Ambadi needed one-minute videos, unfortunately, this was not taken into account when filming. On the videos, the teachers interacted with the students, which was a problem, because the students who appeared in the videos could subconsciously influence the viewers’ opinion of the teachers. Ambadi met with her supervisor and told him that it didn’t seem to work out. Then Ambadi looked at the tapes one more time and came to the conclusion that it is still possible to prepare a 10-second clip for each of the teachers, in which there will be no students. The experiment was built on these short video clips.
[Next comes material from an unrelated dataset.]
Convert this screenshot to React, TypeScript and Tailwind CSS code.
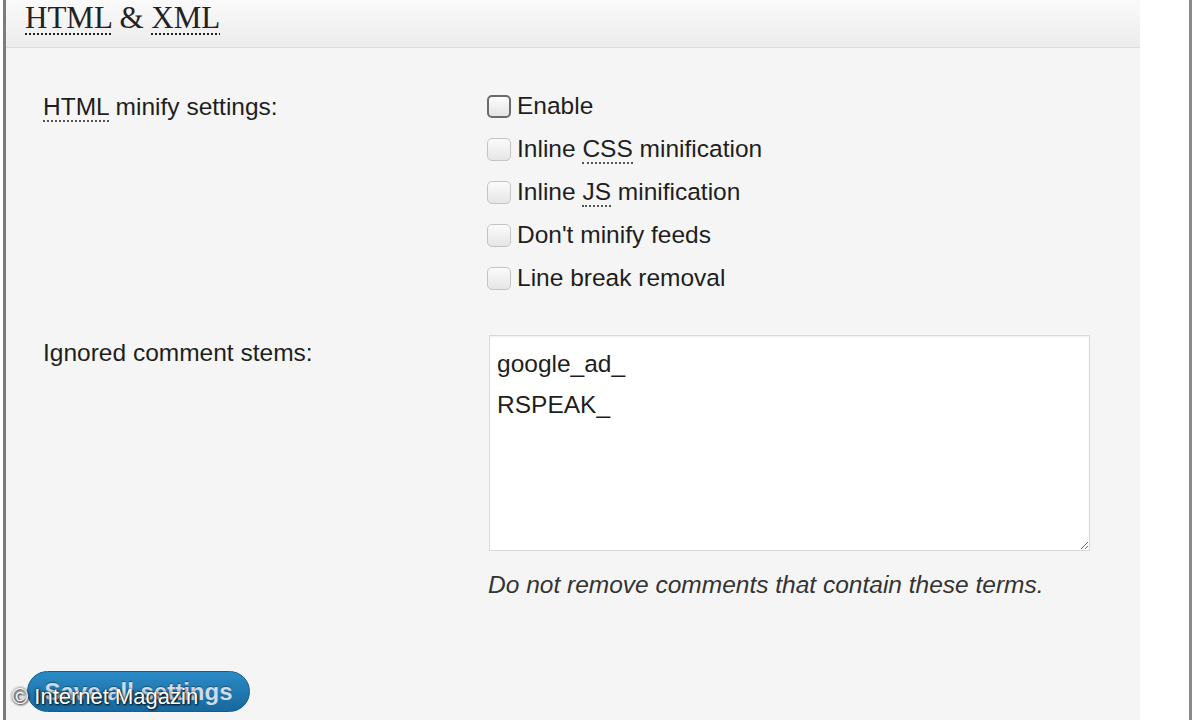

After reviewing them, the audience evaluated each of the teachers according to fifteen parameters.
Well, if you need to form an opinion about someone based on a ten-second video clip, you can do it. Although it is unlikely that you will attach too much importance to such an assessment.
Ambadi repeated the same experiment with even shorter 5-second video clips of the same teachers. They were judged by another group of spectators. The estimates of the second group, within the limits of the permissible statistical error, coincided with the estimates of the first group, which watched 10-second clips.
After that, Ambadi gave another group of viewers 2-second clips of the same teachers to watch. Ratings again turned out to be almost the same as in the previous two cases.
But what was really amazing was this: Ambadi compared the ratings of the video clips with the ratings given by students who attended a full semester of lectures by the same teachers. Naturally, these students knew the teachers much better than the viewers who watched the short «silent» video clips. However, the ratings matched again. So, the opinion of people who did not know the teachers at all and watched only a “silent” 2-second video was almost the same as the opinion of students who studied with the assessed teachers for a whole semester.
It seemed that people very quickly form an opinion about those they first see during the first two seconds of communication, and this opinion has nothing to do with what this person says. Very rarely, something that happens after those first two seconds can significantly change the first impression.”